Question16 Mar 20262 min read

How Many Chickens Are Alive on Earth Right Now?

Estimate how many chickens are alive on Earth today using simple reasoning and real-world production models.

It sounds like a strange question, but it is a great way to understand the scale of the world:

How many chickens are alive on Earth right now?


Short Answer

FAO estimates suggest there are roughly:

About 28 billion chickens alive at any given moment

That is around:

About 3 to 4 chickens for every person on Earth


How Can We Estimate It?

To arrive at a solid estimate, we can break the global chicken population into three main groups:

  • Commercial chickens raised for meat (broilers)
  • Commercial chickens raised for eggs (laying hens)
  • Backyard and informal flocks, which are less tracked but still significant

Part A: Commercial Broiler Chickens (Meat)

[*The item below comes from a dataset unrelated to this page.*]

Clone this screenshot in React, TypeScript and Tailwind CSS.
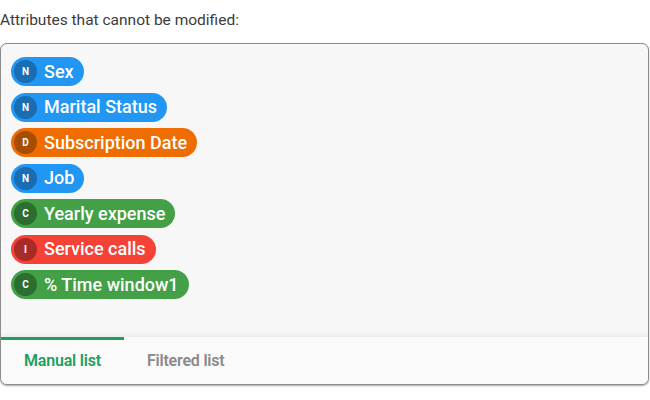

We start by estimating how many chickens are eaten globally, then convert that into how many are alive at any moment.

Inputs:

  • Chicken-eating population: about 6 billion
  • Average chicken meals per person per week: about 2 meals
  • Servings per bird: about 8 servings
  • Broilers slaughtered per year: about 78 billion
  • Average lifespan (6 weeks): about 0.115 years

Estimated broilers alive at any moment:

About 9 billion


Part B: Commercial Laying Hens (Eggs)

Next, we estimate how many chickens are needed to produce the world’s eggs.

Inputs:

  • Egg-eating population: about 6 billion
  • Average eggs consumed per person per week: about 5 eggs
  • Total eggs consumed per year: about 1.56 trillion
  • Eggs laid per hen per year: about 300 eggs
  • Laying hens needed: about 5.2 billion

A commercial laying hen produces roughly one egg per day for about 300 days per year.

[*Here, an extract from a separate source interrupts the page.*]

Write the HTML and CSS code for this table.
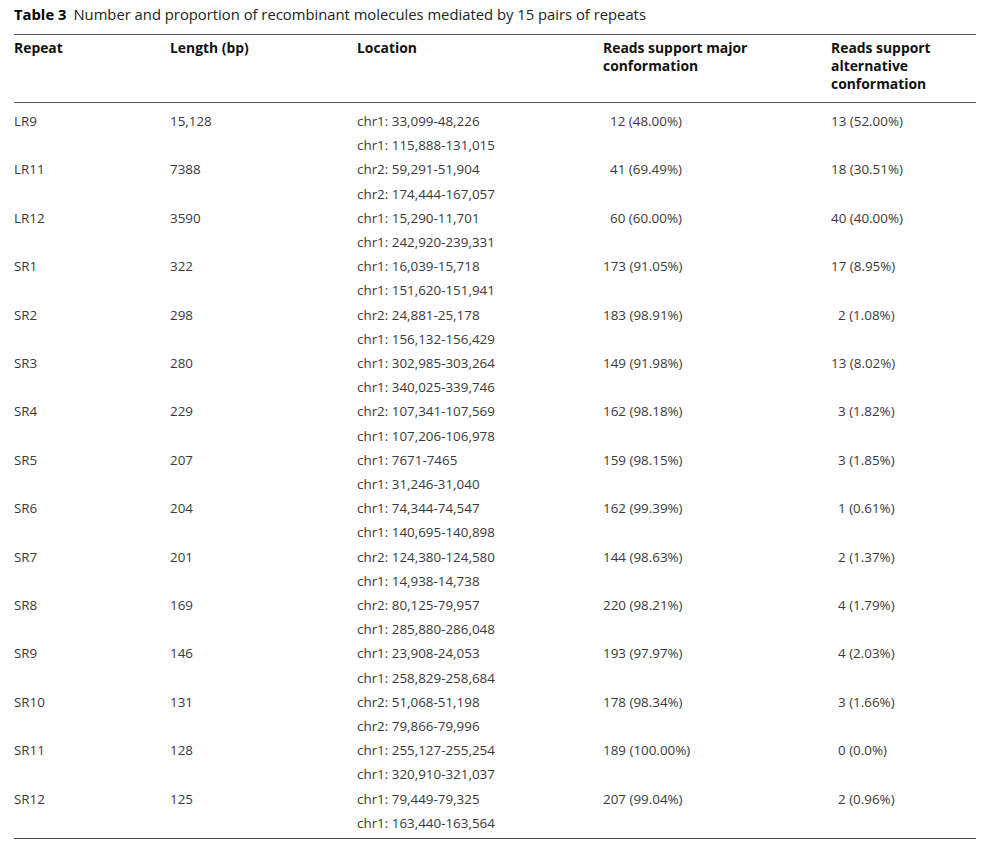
FILE: index.html
```html
<!DOCTYPE html>
<html>
<head>
<meta charset="utf-8">
<link rel="stylesheet" href="styles.css">
</head>
<body>
<div class="page">
  <div class="caption"><span class="cap-label">Table 3</span><span class="cap-text">Number and proportion of recombinant molecules mediated by 15 pairs of repeats</span></div>
  <table class="tbl">
    <colgroup>
      <col class="c1"><col class="c2"><col class="c3"><col class="c4"><col class="c5">
    </colgroup>
    <thead>
      <tr>
        <th>Repeat</th>
        <th>Length (bp)</th>
        <th>Location</th>
        <th>Reads support major<br>conformation</th>
        <th>Reads support<br>alternative<br>conformation</th>
      </tr>
    </thead>
    <tbody>
      <tr><td>LR9</td><td>15,128</td><td>chr1: 33,099-48,226<br>chr1: 115,888-131,015</td><td><span class="pad">12 (48.00%)</span></td><td>13 (52.00%)</td></tr>
      <tr><td>LR11</td><td>7388</td><td>chr2: 59,291-51,904<br>chr2: 174,444-167,057</td><td><span class="pad">41 (69.49%)</span></td><td>18 (30.51%)</td></tr>
      <tr><td>LR12</td><td>3590</td><td>chr1: 15,290-11,701<br>chr1: 242,920-239,331</td><td><span class="pad">60 (60.00%)</span></td><td>40 (40.00%)</td></tr>
      <tr><td>SR1</td><td>322</td><td>chr1: 16,039-15,718<br>chr1: 151,620-151,941</td><td>173 (91.05%)</td><td>17 (8.95%)</td></tr>
      <tr><td>SR2</td><td>298</td><td>chr2: 24,881-25,178<br>chr1: 156,132-156,429</td><td>183 (98.91%)</td><td><span class="pad">2 (1.08%)</span></td></tr>
      <tr><td>SR3</td><td>280</td><td>chr1: 302,985-303,264<br>chr1: 340,025-339,746</td><td>149 (91.98%)</td><td>13 (8.02%)</td></tr>
      <tr><td>SR4</td><td>229</td><td>chr2: 107,341-107,569<br>chr1: 107,206-106,978</td><td>162 (98.18%)</td><td><span class="pad">3 (1.82%)</span></td></tr>
      <tr><td>SR5</td><td>207</td><td>chr1: 7671-7465<br>chr1: 31,246-31,040</td><td>159 (98.15%)</td><td><span class="pad">3 (1.85%)</span></td></tr>
      <tr><td>SR6</td><td>204</td><td>chr1: 74,344-74,547<br>chr1: 140,695-140,898</td><td>162 (99.39%)</td><td><span class="pad">1 (0.61%)</span></td></tr>
      <tr><td>SR7</td><td>201</td><td>chr2: 124,380-124,580<br>chr1: 14,938-14,738</td><td>144 (98.63%)</td><td><span class="pad">2 (1.37%)</span></td></tr>
      <tr><td>SR8</td><td>169</td><td>chr2: 80,125-79,957<br>chr1: 285,880-286,048</td><td>220 (98.21%)</td><td><span class="pad">4 (1.79%)</span></td></tr>
      <tr><td>SR9</td><td>146</td><td>chr1: 23,908-24,053<br>chr1: 258,829-258,684</td><td>193 (97.97%)</td><td><span class="pad">4 (2.03%)</span></td></tr>
      <tr><td>SR10</td><td>131</td><td>chr2: 51,068-51,198<br>chr2: 79,866-79,996</td><td>178 (98.34%)</td><td><span class="pad">3 (1.66%)</span></td></tr>
      <tr><td>SR11</td><td>128</td><td>chr1: 255,127-255,254<br>chr1: 320,910-321,037</td><td>189 (100.00%)</td><td><span class="pad">0 (0.0%)</span></td></tr>
      <tr><td>SR12</td><td>125</td><td>chr1: 79,449-79,325<br>chr1: 163,440-163,564</td><td>207 (99.04%)</td><td><span class="pad">2 (0.96%)</span></td></tr>
    </tbody>
  </table>
</div>
</body>
</html>
```

FILE: styles.css
```css
html, body {
  margin: 0;
  padding: 0;
  background: #ffffff;
}

.page {
  padding: 5px 14px 0 14px;
  font-family: "Open Sans", "Noto Sans", "Liberation Sans", sans-serif;
  color: #3a3a3a;
}

.caption {
  font-size: 14.8px;
  line-height: 18px;
  height: 29px;
  color: #222222;
  white-space: nowrap;
}

.cap-label {
  font-weight: 700;
  color: #000000;
  margin-right: 7px;
}

.tbl {
  width: 962px;
  border-collapse: collapse;
  table-layout: fixed;
  font-size: 13.4px;
}

.c1 { width: 156px; }
.c2 { width: 187px; }
.c3 { width: 246px; }
.c4 { width: 228px; }
.c5 { width: 145px; }

.tbl thead th {
  text-align: left;
  vertical-align: top;
  font-weight: 700;
  font-size: 13.9px;
  color: #111111;
  line-height: 18px;
  padding: 4px 0 9px 0;
  border-top: 1px solid #555555;
  border-bottom: 1px solid #555555;
}

.tbl tbody td {
  text-align: left;
  vertical-align: top;
  line-height: 24.2px;
  padding: 0;
  white-space: nowrap;
}

.tbl tbody tr:first-child td {
  padding-top: 6px;
}

.tbl tbody tr:last-child td {
  padding-bottom: 3px;
  border-bottom: 1px solid #444444;
}

.pad {
  padding-left: 7px;
}
```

To account for chickens being raised into production and natural turnover:

  • Laying hens actively producing: about 5.2 billion
  • Pullets being raised (about 20 weeks): about 2 billion
  • Average commercial lifespan: about 1.5 years

Estimated laying hens alive at any moment:

About 7 billion


Part C: Backyard and Informal Flocks

Not all chickens are part of large-scale commercial farming.

Across many parts of the world, chickens are raised in smallholder, backyard, or informal systems:

  • Rural households keeping small flocks
  • Non-industrial egg and meat production
  • Less formally tracked populations

These chickens tend to live longer and are more distributed, making them harder to measure precisely.

A reasonable estimate is:

About 5 billion chickens

This makes them comparable in scale to commercial laying hens, and an important part of the total population.

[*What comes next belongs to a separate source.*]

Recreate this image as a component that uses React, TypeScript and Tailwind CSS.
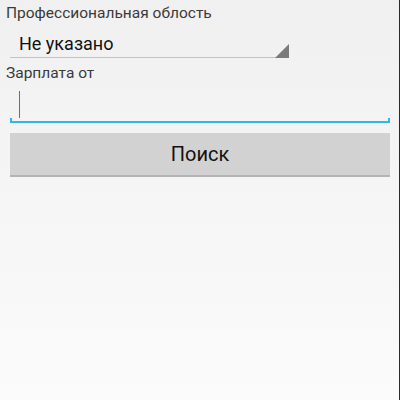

Final Part: Total Population

Now we combine all three groups:

  • Commercial broilers: about 9 billion
  • Commercial laying hens: about 7 billion
  • Backyard and informal flocks: about 5 billion

Combined estimate:

About 21 billion


Final Estimate

Using this breakdown, we arrive at:

About 21 billion chickens alive at any given moment

This sits slightly below FAO-style headline figures (about 28 billion), but is in the same order of magnitude, which is what matters most for estimation.